Spirituality isn't measured by the number of sermons you hear, the piety of our lives, or the goodness of our actions. It's in the simple interactions and conversations we have with others in the hallways of our church, in the invitations we give (or don't give), the genuineness of concern, and how people respond to you and your child.
Victoria gave Christians a chance and found us hypocritical and judgmental. The way we react to people and to their life circumstances is also the measure of our spiritual maturity. Victoria didn't say we as Christians are hypocritical because she chose to reject kindhearted help that Christians offered her. Did she misunderstand the dozens of well-intentioned people? Was she oblivious to the men in the church who were trying to help, perhaps by taking her son fishing or to a basketball game? Nope! Instead she watched, waited, and listened for people like you and me to embrace her needs, to restore her life-and that of her son-to God's purposes. Did she make a mistake? Sure, but so did the Christians around her.

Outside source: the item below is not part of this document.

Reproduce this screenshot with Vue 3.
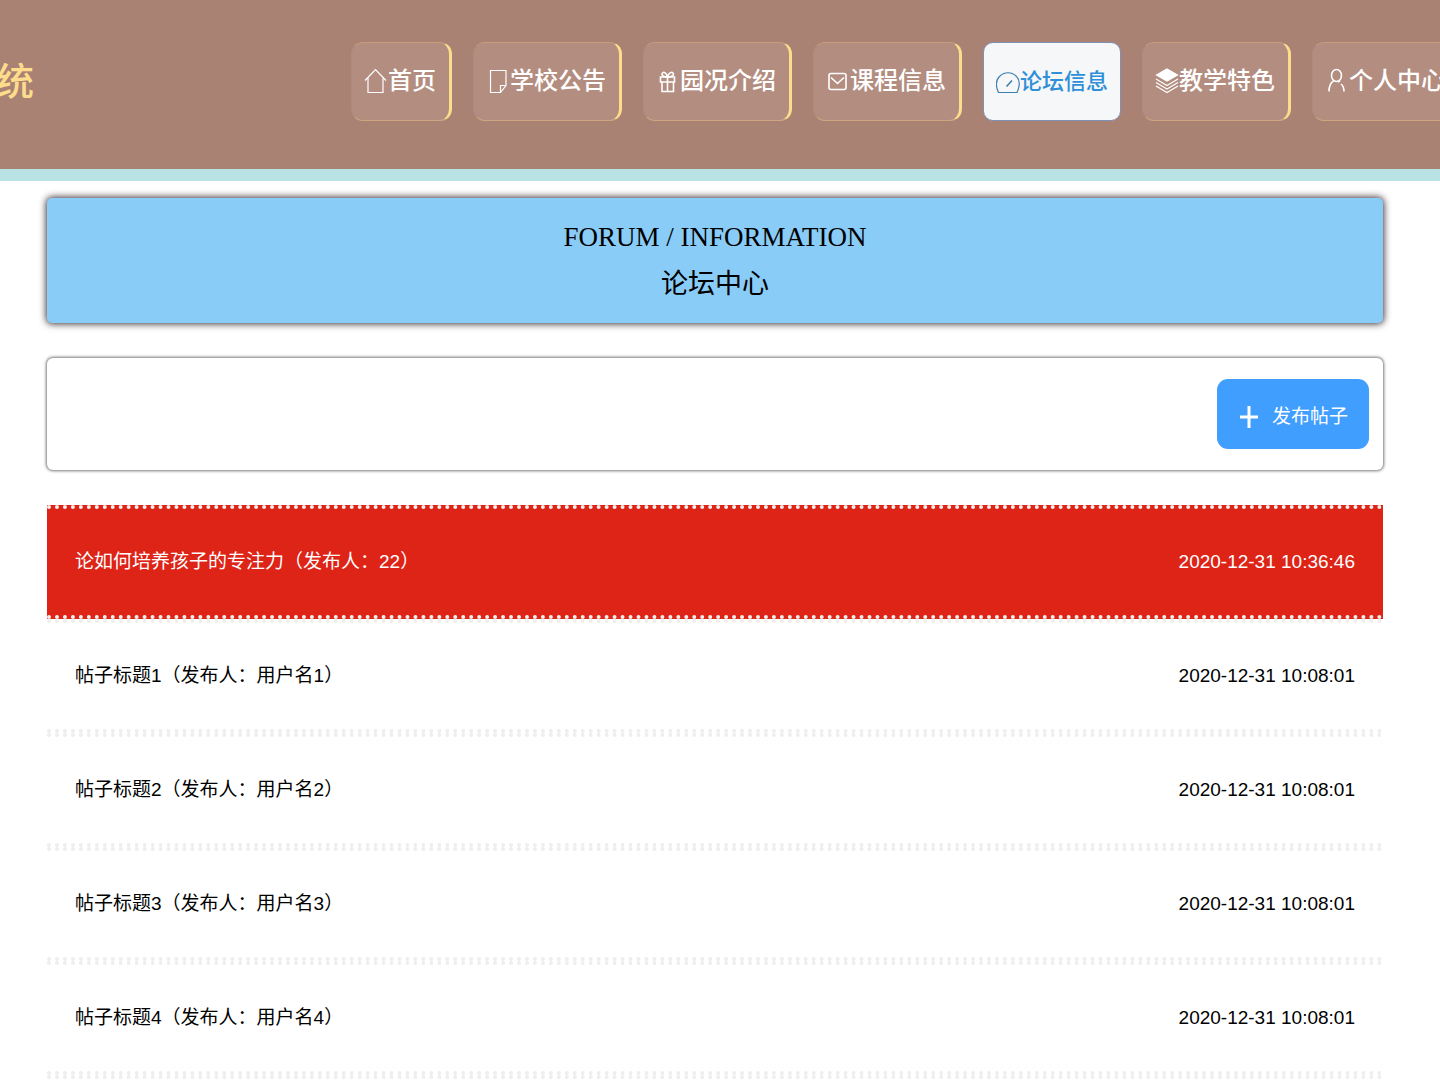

You see, the 'UnChristian' faith says it is important to remind Victoria that a single parent family is not as good as a married family. It tells us to keep giving her advice, without love or genuine interest, about how to raise her son. It leads us to believe we should know because we have it all together.
Chew on this for a challenge: Read Matthew 23:4 and think about the overwhelming perception young people have of us as Christians-as hypocrites. Does your life point people to a life in Christ that bursts with freedom to love, restoraiton, purity, and transparency? Or are you burying people-insiders and outsiders-under the weight of a self-righteous life?